Si los partidos decentes no hablan de inmigración, ni de delincuencia, ni de la cuestión islámica, ni se abre el debate público pertinente, la extrema derecha se apropia del problema y crece gracias a utilizarlo demagógicamente
El otro tema, del mismo estilo, es el del islamismo radical, cómodamente instalado en Catalunya sin que nadie parezca reaccionar delante de la bomba de tiempo que representa. Nuestro país es uno de los territorios con más líderes salafistas de toda Europa, y el salafismo no es una religión, es una utilización violenta de la religión para imponer unos códigos civiles y penales antidemocráticos. También aquí el debate no es islam sí, o islam no, sino la perversión de una religión para convertirla en un instrumento de dominio social. Pero también aquí, solo con levantar la voz, aparecen los martillos de herejes del progresismo, estigmatizando a quien denuncia la situación. Un progresismo que, en su proteccionismo enfermizo con el mundo islámico, acaba abrazando las ideas más medievales y reaccionarias que hay en este momento. Solo hay que observar las calles de nuestro país para ver como se ha normalizado la presencia de mujeres y de niñas paseándose con nicabs que las tapan totalmente y que las convierten en auténticos espectros, personas encerradas en prisiones textiles, por mandato de una ideología totalitaria. Y lejos de señalar la aberración que eso representa, el buenismo lo considera un bien preciado del multiculturalismo. Es una auténtica irresponsabilidad no denunciar el fenómeno ideológico islámico que intenta crear una sociedad paralela a la democrática, dentro de la misma democracia, un estado dentro del estado... Pero, nada, es avisar del problema y ser tildado, al momento, de cualquier barbaridad: extrema derecha, islamofobia, xenofobia... Todos los ítems denigrantes que alegremente utiliza la izquierda para imponer el relato buenista...

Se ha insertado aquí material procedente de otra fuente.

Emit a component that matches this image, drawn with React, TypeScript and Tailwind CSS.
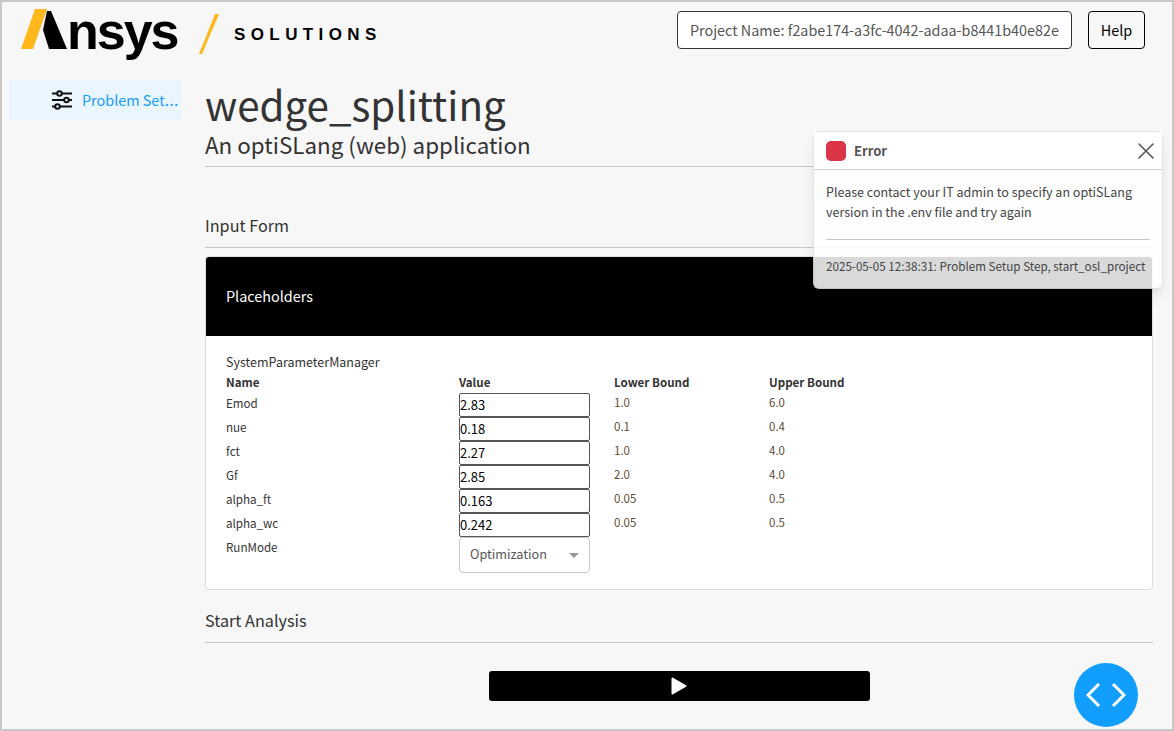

El problema es que si los partidos decentes no hablan de inmigración, ni de delincuencia, ni de la cuestión islámica, ni se abre el debate público pertinente, la extrema derecha se apropia del problema y crece gracias a utilizarlo demagógicamente. Negar los problemas solo sirve para que crezcan, se multipliquen y estallen. Ya sería hora de que miráramos qué pasa a nuestro alrededor, en Francia, en Holanda, en Alemania, y aprendiéramos la lección. El buenismo no nos traerá la bondad social, nos lleva directamente al caos social. Y después todos lloraremos.